Le comité d’audit du fichier électoral a remis son rapport final, il y a plusieurs mois, au ministre de l’Administration du territoire. Que savez-vous de son contenu?
Je n’ai pas eu vent de son contenu. Dans ce pays, tous les rapports ne sont pas mis à la disposition de ceux et de celles qui devraient l’avoir en première lecture. Vous n’avez pas le rapport sur cette question et le rapport de la police sur la tentative d’assassinat du chef de file de l’opposition. Il y a beaucoup de choses comme ça. Dès qu’on dit qu’il y aura un rapport c’est une manière souvent de retarder et de ne pas permettre à un public cible intéressé d’en avoir le contenu. On attendra la dernière minute pour sortir du tiroir ces rapports et avec les contestations possibles qui vont encore amener des discussions au risque de retarder pour très longtemps le lancement du processus électoral.
Croyez vous en la tenue des législatives cette année ?
C’est la Ceni qui a toute la compétence qu’il faut pour fixer la date de l’organisation des législatives. Donc je ne peux pas me prononcer là-dessus. (…) Il y a l’autre contrainte extrêmement importante : la contrainte financière qui peut être aussi un facteur bloquant. Le budget reflète la volonté politique du gouvernement. Si le budget alloué à l’organisation des législatives ne figure pas dans l’exercice 2019, il faut s’interroger sur la volonté gouvernementale d’organiser ces élections au courant de l’année budgétaire 2019.

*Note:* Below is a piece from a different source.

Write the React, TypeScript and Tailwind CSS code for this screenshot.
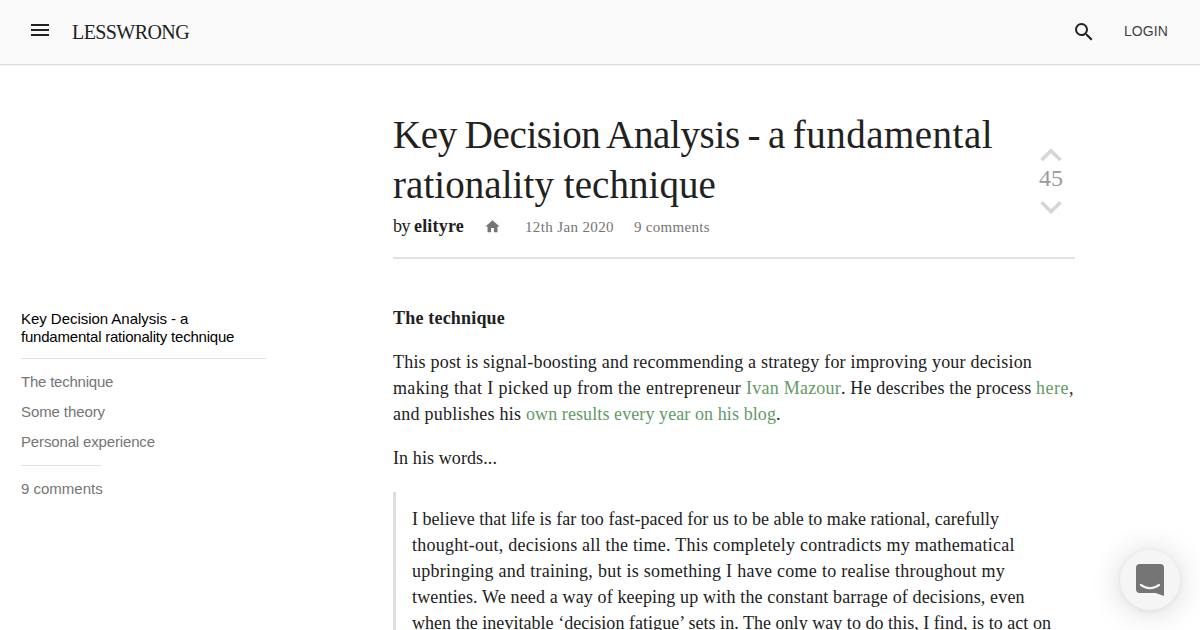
import { MdHome, MdMenu, MdSearch } from "react-icons/md";

const Header = () => {
  return (
    <header className="flex h-[65px] items-center border-b border-[#dfdfdf] bg-[#fafafa] pl-7 pr-8 shadow-[0_1px_1px_rgba(0,0,0,0.05)]">
      <button aria-label="Menu" className="-mt-1">
        <MdMenu className="size-6 text-[#212121]" />
      </button>
      <a className="ml-5 text-xl tracking-[-0.58px] text-[#212121]">LESSWRONG</a>
      <button aria-label="Search" className="ml-auto">
        <MdSearch className="size-6 text-[#212121]" />
      </button>
      <a className="-mt-0.5 ml-7 font-['Liberation_Sans',Arial,sans-serif] text-sm tracking-[0.1px] text-[#424242]">
        LOGIN
      </a>
    </header>
  );
};

const TableOfContents = () => {
  return (
    <nav className="mt-[245px] ml-[21px] w-[245px] shrink-0 font-['Liberation_Sans',Arial,sans-serif] text-[15px] leading-[18px] text-[#757575]">
      <p className="border-b border-[#dfdfdf] pb-3 text-black">
        <span className="block tracking-[-0.04px]">Key Decision Analysis - a</span>
        <span className="block tracking-[-0.21px]">fundamental rationality technique</span>
      </p>
      <ul className="mt-2">
        <li className="py-1.5 tracking-[-0.22px]">The technique</li>
        <li className="py-1.5 tracking-[-0.1px]">Some theory</li>
        <li className="py-1.5 tracking-[-0.15px]">Personal experience</li>
      </ul>
      <div className="mt-2 w-20 border-t border-[#dfdfdf]" />
      <p className="mt-3.5">9 comments</p>
    </nav>
  );
};

const PostHeader = () => {
  return (
    <div className="flex h-[149px] justify-between border-b-2 border-[#e2e2e2]">
      <div className="whitespace-nowrap">
        <h1 className="text-[39px] leading-[50px]">
          <span className="block">
            <span className="tracking-[-0.36px] [word-spacing:-1.6px]">Key Decision Analysis - a </span>
            <span className="tracking-[0.5px]">fundamental</span>
          </span>
          <span className="block tracking-[0.06px]">rationality technique</span>
        </h1>
        <div className="mt-[3px] flex items-baseline text-[15px] leading-[26px] text-[#757575]">
          <p className="text-lg leading-[26px] text-[#212121]">
            <span className="tracking-[-0.5px]">by </span>
            <b className="tracking-[0.19px]">elityre</b>
          </p>
          <MdHome className="ml-5 size-[17px] self-center" />
          <span className="ml-6 tracking-[0.37px]">12th Jan 2020</span>
          <span className="ml-5 tracking-[0.31px]">9 comments</span>
        </div>
      </div>
      <div className="mt-[38px] mr-3 flex w-6 flex-col items-center text-2xl leading-6 text-[#9a9a9a]">
        <svg viewBox="0 0 22 13" className="h-[13px] w-[22px] text-[#d6d6d6]">
          <path d="M1.5 12 11 2.700l9.500 9.300" fill="none" stroke="currentColor" strokeWidth="3.600" />
        </svg>
        <span className="mt-[5px]">45</span>
        <svg viewBox="0 0 22 13" className="mt-[11px] h-[13px] w-[22px] text-[#d6d6d6]">
          <path d="M1.500 1.300 11 10.600l9.500-9.300" fill="none" stroke="currentColor" strokeWidth="3.600" />
        </svg>
      </div>
    </div>
  );
};

const PostBody = () => {
  return (
    <div className="mt-[46px] space-y-[18px] text-lg leading-[26px] whitespace-nowrap">
      <h2 className="font-bold tracking-[0.19px]">The technique</h2>
      <p>
        <span className="block tracking-[0.198px]">
          This post is signal-boosting and recommending a strategy for improving your decision
        </span>
        <span className="block">
          <span className="tracking-[0.351px]">making that I picked up from the entrepreneur </span>
          <a className="tracking-[0.231px] text-[#5f9b65]">Ivan Mazour</a>
          <span className="tracking-[0.151px]">. He describes the process </span>
          <a className="tracking-[0.507px] text-[#5f9b65]">here</a>,
        </span>
        <span className="block">
          <span className="tracking-[0.25px]">and publishes his </span>
          <a className="tracking-[0.09px] text-[#5f9b65]">own results every year on his blog</a>.
        </span>
      </p>
      <p className="tracking-[0.1px]">In his words...</p>
      <blockquote className="mt-[21px] border-l-3 border-[#dddddd] py-[14px] pl-4">
        <span className="block tracking-[0.032px]">
          I believe that life is far too fast-paced for us to be able to make rational, carefully
        </span>
        <span className="block tracking-[0.245px]">
          thought-out, decisions all the time. This completely contradicts my mathematical
        </span>
        <span className="block tracking-[0.277px]">
          upbringing and training, but is something I have come to realise throughout my
        </span>
        <span className="block tracking-[0.142px]">
          twenties. We need a way of keeping up with the constant barrage of decisions, even
        </span>
        <span className="block tracking-[0.035px]">
          when the inevitable ‘decision fatigue’ sets in. The only way to do this, I find, is to act on
        </span>
      </blockquote>
    </div>
  );
};

const ChatLauncher = () => {
  return (
    <button
      aria-label="Open chat"
      className="absolute right-5 bottom-5 flex size-[60px] items-center justify-center rounded-full bg-[#f5f5f5] shadow-[0_1px_6px_rgba(0,0,0,0.06),0_2px_32px_rgba(0,0,0,0.16)]"
    >
      <svg viewBox="0 0 28 32" className="h-8 w-7">
        <path
          d="M28 32s-4.700-1.900-8.500-3H3.400C1.500 29 0 27.500 0 25.600V3.400C0 1.500 1.500 0 3.400 0h21.200C26.500 0 28 1.500 28 3.400V32z"
          fill="#757575"
        />
        <path d="M4.800 20.900c5.300 4.300 13.100 4.300 18.400 0" fill="none" stroke="#f5f5f5" strokeWidth="2" strokeLinecap="round" />
      </svg>
    </button>
  );
};

export default function App() {
  return (
    <div className="relative h-[630px] overflow-hidden bg-white font-['Liberation_Serif','Times_New_Roman',serif] text-[#212121]">
      <Header />
      <div className="flex">
        <TableOfContents />
        <main className="mt-[45px] ml-[127px] w-[682px]">
          <PostHeader />
          <PostBody />
        </main>
      </div>
      <ChatLauncher />
    </div>
  );
}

Récemment, on vous a vu avec Sidya Touré de l’Ufr, Ousmane Kaba du Pades… C’était quoi l’objectif?
Cette réunion préliminaire, informelle pour envisager la mise en force d’une plateforme large dans l’espace politique guinéenne. À savoir que la situation actuelle nécessite de réflexion, des remises en question doivent être engagées puisque l’expérience politique guinéenne est riche, mais il y a encore d’insuffisance en ce qui concerne beaucoup d’aspects de notre vie politique. Les Guinéens ont perdu le repère de ce point de vue. Il faut renouer une autre dynamique avec les citoyens Guinéens. Il faut parler à tous peu importe leur appartenance politique, mais il faut mettre en force des dynamiques permettant de faire la politique autrement.